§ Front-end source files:
........
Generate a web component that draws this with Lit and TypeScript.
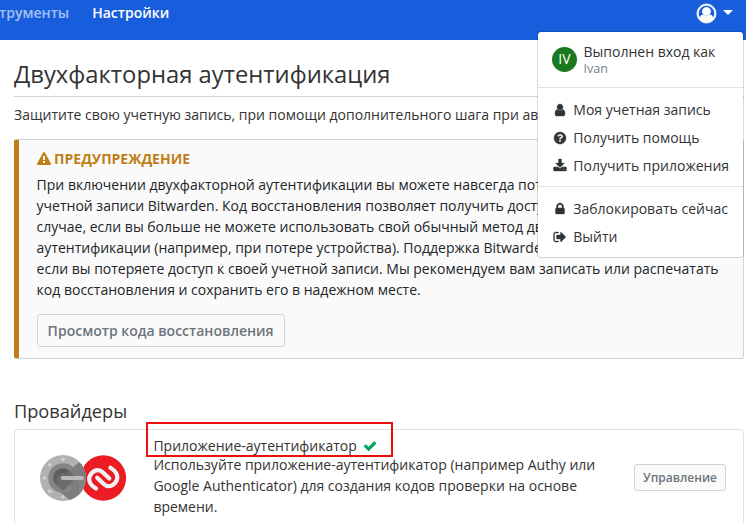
import { LitElement, html, css, svg } from "lit";
import { customElement, property } from "lit/decorators.js";

const ICONS: Record<string, string> = {
  user: "M1536 1399q0 109-62.5 187t-150.5 78h-854q-88 0-150.5-78t-62.5-187q0-85 8.5-160.5t31.5-152 58.5-131 94-89 134.5-34.5q131 128 313 128t313-128q76 0 134.5 34.5t94 89 58.5 131 31.5 152 8.5 160.5zm-256-887q0 159-112.5 271.5t-271.5 112.5-271.5-112.5-112.5-271.5 112.5-271.5 271.5-112.5 271.5 112.5 112.5 271.5z",
  help: "M1024 1376v-192q0-14-9-23t-23-9h-192q-14 0-23 9t-9 23v192q0 14 9 23t23 9h192q14 0 23-9t9-23zm256-672q0-88-55.5-163t-138.5-116-170-41q-243 0-371 213-15 24 8 42l132 100q7 6 19 6 16 0 25-12 53-68 86-92 34-24 86-24 48 0 85.5 26t37.5 59q0 38-20 61t-68 45q-63 28-115.5 86.5t-52.5 125.5v36q0 14 9 23t23 9h192q14 0 23-9t9-23q0-19 21.5-49.5t54.5-49.5q32-18 49-28.5t46-35 44.5-48 28-60.5 12.5-81zm384 192q0 209-103 385.5t-279.5 279.5-385.5 103-385.5-103-279.5-279.5-103-385.5 103-385.5 279.5-279.5 385.5-103 385.5 103 279.5 279.5 103 385.5z",
  download: "M1344 1344q0-26-19-45t-45-19-45 19-19 45 19 45 45 19 45-19 19-45zm256 0q0-26-19-45t-45-19-45 19-19 45 19 45 45 19 45-19 19-45zm128-224v320q0 40-28 68t-68 28h-1472q-40 0-68-28t-28-68v-320q0-40 28-68t68-28h465l135 136q58 56 136 56t136-56l136-136h464q40 0 68 28t28 68zm-325-569q17 41-14 70l-448 448q-18 19-45 19t-45-19l-448-448q-31-29-14-70 17-39 59-39h256v-448q0-26 19-45t45-19h256q26 0 45 19t19 45v448h256q42 0 59 39z",
  lock: "M640 768h512v-192q0-106-75-181t-181-75-181 75-75 181v192zm832 96v576q0 40-28 68t-68 28h-960q-40 0-68-28t-28-68v-576q0-40 28-68t68-28h32v-192q0-184 132-316t316-132 316 132 132 316v192h32q40 0 68 28t28 68z",
  signOut: "M704 1440q0 4 1 20t.5 26.5-3 23.5-10 19.5-20.5 6.5h-320q-119 0-203.5-84.5t-84.5-203.5v-704q0-119 84.5-203.5t203.5-84.5h320q13 0 22.5 9.5t9.5 22.5q0 4 1 20t.5 26.5-3 23.5-10 19.5-20.5 6.5h-320q-66 0-113 47t-47 113v704q0 66 47 113t113 47h312l11.5 1 11.5 3 8 5.5 7 9 2 13.5zm928-544q0 26-19 45l-544 544q-19 19-45 19t-45-19-19-45v-288h-448q-26 0-45-19t-19-45v-384q0-26 19-45t45-19h448v-288q0-26 19-45t45-19 45 19l544 544q19 19 19 45z",
  warning: "M1024 1375v-190q0-14-9.5-23.5t-22.5-9.5h-192q-13 0-22.5 9.5t-9.5 23.5v190q0 14 9.5 23.5t22.5 9.5h192q13 0 22.5-9.5t9.5-23.5zm-2-374l18-459q0-12-10-19-13-11-24-11h-220q-11 0-24 11-10 7-10 21l17 457q0 10 10 16.5t24 6.5h185q14 0 23.5-6.5t10.5-16.5zm-14-934l768 1408q35 63-2 126-17 29-46.5 46t-63.5 17h-1536q-34 0-63.5-17t-46.5-46q-37-63-2-126l768-1408q17-31 47-49t65-18 65 18 47 49z",
  check: "M1671 566q0 40-28 68l-724 724-136 136q-28 28-68 28t-68-28l-136-136-362-362q-28-28-28-68t28-68l136-136q28-28 68-28t68 28l294 295 656-657q28-28 68-28t68 28l136 136q28 28 28 68z",
  account: "M896 0q182 0 348 71t286 191 191 286 71 348q0 181-70.5 347t-190.5 286-286 191.5-349 71.5-349-71-285.5-191.5-190.5-286-71-347.5 71-348 191-286 286-191 348-71zm619 1351q149-205 149-455 0-156-61-298t-164-245-245-164-298-61-298 61-245 164-164 245-61 298q0 250 149 455 66-327 306-327 131 128 313 128t313-128q240 0 306 327zm-235-647q0-159-112.5-271.5t-271.5-112.5-271.5 112.5-112.5 271.5 112.5 271.5 271.5 112.5 271.5-112.5 112.5-271.5z",
};

@customElement("ui-icon")
class UiIcon extends LitElement {
  @property() name = "user";
  static styles = css`
    :host { display: block; flex: none; width: 14px; height: 14px; }
    svg { display: block; width: 100%; height: 100%; overflow: visible; stroke: currentColor; stroke-width: var(--icon-stroke, 0); }
  `;
  render() {
    return html`<svg viewBox="0 0 1792 1792" fill="currentColor"><path d=${ICONS[this.name]}></path></svg>`;
  }
}

@customElement("account-menu")
class AccountMenu extends LitElement {
  static styles = css`
    :host { display: block; box-sizing: border-box; background: #fff; background-clip: padding-box; border: 1px solid rgba(0, 0, 0, 0.15); border-radius: 4px; color: #333; }
    .who { display: flex; gap: 6.5px; height: 56px; padding: 0 14px; box-sizing: border-box; border-bottom: 1px solid #e2e3e4; }
    .avatar { width: 25px; height: 25px; margin-top: 15px; border-radius: 50%; background: #1b7a20; color: #fff; font-size: 14px; line-height: 24px; text-align: center; }
    .text { padding-top: 10px; line-height: 20px; white-space: nowrap; }
    .name { font-size: 12.6px; line-height: 14px; color: #777f88; }
    .group { padding: 8px 0 6px; }
    .group + .group { border-top: 1px solid #e2e3e4; }
    .item { display: flex; align-items: center; gap: 6px; height: 28px; padding-left: 15.3px; line-height: 28px; white-space: nowrap; --icon-stroke: 50; }
  `;
  private item(icon: string, label: string) {
    return html`<div class="item"><ui-icon name=${icon}></ui-icon><span>${label}</span></div>`;
  }
  render() {
    return html`
      <div class="who">
        <div class="avatar">IV</div>
        <div class="text">Выполнен вход как<div class="name">Ivan</div></div>
      </div>
      <div class="group">
        ${this.item("user", "Моя учетная запись")}
        ${this.item("help", "Получить помощь")}
        ${this.item("download", "Получить приложения")}
      </div>
      <div class="group">
        ${this.item("lock", "Заблокировать сейчас")}
        ${this.item("signOut", "Выйти")}
      </div>`;
  }
}

const dots = [45, 90, 135, 180, 225, 270].map(
  (a) => svg`<circle cx=${23 + 18.7 * Math.cos((a * Math.PI) / 180)} cy=${23 + 18.7 * Math.sin((a * Math.PI) / 180)} r="1.8" fill="#d3d3d3"></circle>`
);

@customElement("app-root")
class AppRoot extends LitElement {
  static styles = css`
    :host { display: block; position: relative; width: 746px; height: 523px; overflow: hidden; background: #fff; color: #333; font: 14px/21px "Open Sans", sans-serif; }
    * { box-sizing: border-box; }
    .nav { display: flex; height: 40px; padding: 3px 13px 0 0; background: #175ddc; color: #fff; font-weight: 600; }
    .links { display: flex; flex: 1; gap: 23px; margin-left: -28px; line-height: 20px; }
    .dim { color: #a6c0f2; }
    .account { display: flex; align-items: center; gap: 7px; height: 20px; }
    .account ui-icon { width: 19px; height: 19px; margin-top: 1px; --icon-stroke: 70; }
    .caret { border: 4.5px solid transparent; border-top-color: #fff; border-bottom: 0; margin-bottom: 2px; border-left-width: 5px; border-right-width: 5px; border-top-width: 5px; }
    .menu { position: absolute; left: 537px; top: 31px; width: 207px; height: 227px; z-index: 2; }
    .page { padding: 17px 2px 0 14px; }
    h1 { margin: 0; height: 40px; border-bottom: 1px solid #ced4dc; font-size: 23.8px; line-height: 35px; font-weight: 400; }
    .lead { margin: 7px 0 14px; white-space: nowrap; }
    .callout { height: 220px; border: 1px solid #ced4dc; border-left: 5px solid #bf7e16; border-radius: 3px; background: #fafafa; padding: 8px 17px 0 17.6px; color: #212529; }
    .warn { display: flex; align-items: center; gap: 3.5px; height: 21px; margin-bottom: 5px; color: #bf7e16; font-weight: 700; text-transform: uppercase; }
    .line { white-space: nowrap; }
    .btn { font: 600 14px/31px "Open Sans", sans-serif; color: #6c757d; background: #fafafa; border: 1px solid #ced4da; border-radius: 3px; padding: 0; text-align: center; white-space: nowrap; }
    .recover { width: 248px; height: 33px; margin-top: 14px; display: block; }
    h2 { margin: 41px 0 6px; font-size: 18.2px; line-height: 23px; font-weight: 400; }
    .card { display: flex; height: 120px; border: 1px solid #dfdfdf; border-radius: 4px; padding: 0 17px 0 25px; }
    .logo { width: 87px; height: 46px; margin-top: 25px; flex: none; }
    .body { flex: 1; padding: 7px 0 0 26.4px; }
    .name { display: flex; align-items: center; gap: 6px; height: 17px; line-height: 19px; }
    .name ui-icon { color: #00a65a; --icon-stroke: 40; }
    .manage { width: 92px; height: 27px; margin-top: 34px; font-size: 12px; line-height: 25px; }
    .mark { position: absolute; left: 146px; top: 422px; width: 247px; height: 35px; border: 2px solid #f00d0d; }
  `;
  render() {
    const lines = [
      "При включении двухфакторной аутентификации вы можете навсегда потерять",
      "учетной записи Bitwarden. Код восстановления позволяет получить доступ",
      "случае, если вы больше не можете использовать свой обычный метод двух",
      "аутентификации (например, при потере устройства). Поддержка Bitwarden",
      "если вы потеряете доступ к своей учетной записи. Мы рекомендуем вам записать или распечатать",
      "код восстановления и сохранить его в надежном месте.",
    ];
    return html`
      <div class="nav">
        <div class="links"><span class="dim">Инструменты</span><span>Настройки</span></div>
        <div class="account"><ui-icon name="account"></ui-icon><span class="caret"></span></div>
      </div>
      <account-menu class="menu"></account-menu>
      <div class="page">
        <h1>Двухфакторная аутентификация</h1>
        <div class="lead">Защитите свою учетную запись, при помощи дополнительного шага при авторизации.</div>
        <div class="callout">
          <div class="warn"><ui-icon name="warning"></ui-icon><span>Предупреждение</span></div>
          ${lines.map((l) => html`<div class="line">${l}</div>`)}
          <button class="btn recover">Просмотр кода восстановления</button>
        </div>
        <h2>Провайдеры</h2>
        <div class="card">
          <svg class="logo" viewBox="0 0 87 46">
            <defs>
              <clipPath id="dial"><circle cx="23" cy="23" r="23"></circle></clipPath>
            </defs>
            <circle cx="63.3" cy="23" r="22.8" fill="#ec1c24"></circle>
            <circle cx="23" cy="23" r="23" fill="#b1b1b1"></circle>
            ${dots}
            <path d="M22 22 38.5 7.5 50 12V36L34 48 12 31Z" fill="#7d7d7d" clip-path="url(#dial)"></path>
            <path d="M39 23H46A23 23 0 0 1 39 39.3Z" fill="#8b8b8b" opacity=".5"></path>
            <path d="M33.5 12.5A14.8 14.8 0 1 0 33.5 33.5L23 23Z" fill="#858585"></path>
            <path d="M29.6 16.1A9.6 9.6 0 1 0 16.2 29.8L23 36 36 23Z" fill="#6b6b6b"></path>
            <path d="M29.6 16.1A9.6 9.6 0 0 0 16.2 29.8L17.5 28.5Q15.2 24 18.5 20.5Q22.5 16.5 27 19Z" fill="#5e5e5e"></path>
            <path d="M22.7 23H42" stroke="#bababa" stroke-width="4" stroke-linecap="round"></path>
            <g fill="none" stroke="#f1f1f4" stroke-width="4.2" stroke-linecap="round">
              <path d="M56 33.5C48.5 29 47.5 23 51.5 18.3C55.3 14 59.7 14.2 63 17.5L69.3 23.6"></path>
              <path d="M70.4 12.8C78 17.3 79 23.3 75 28C71.2 32.3 66.8 32.1 63.5 28.8L57.2 22.7"></path>
            </g>
          </svg>
          <div class="body">
            <div class="name"><span>Приложение-аутентификатор</span><ui-icon name="check"></ui-icon></div>
            <div class="line">Используйте приложение-аутентификатор (например Authy или</div>
            <div class="line">Google Authenticator) для создания кодов проверки на основе</div>
            <div class="line">времени.</div>
          </div>
          <button class="btn manage">Управление</button>
        </div>
      </div>
      <div class="mark"></div>`;
  }
}
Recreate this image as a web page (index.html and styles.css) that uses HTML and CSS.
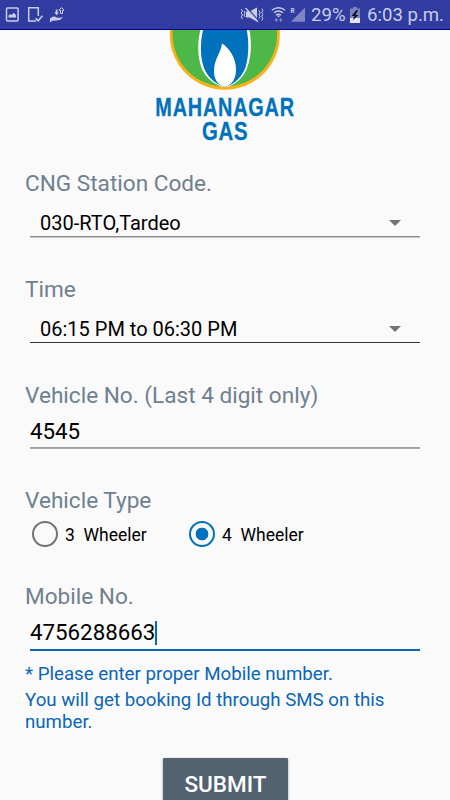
........
§ Given request: Only lines with "page" are wanted here; list each of them.

§ Result of this task:
    .page { padding: 17px 2px 0 14px; }
      <div class="page">
Recreate this image as a web page (index.html and styles.css) that uses HTML and CSS.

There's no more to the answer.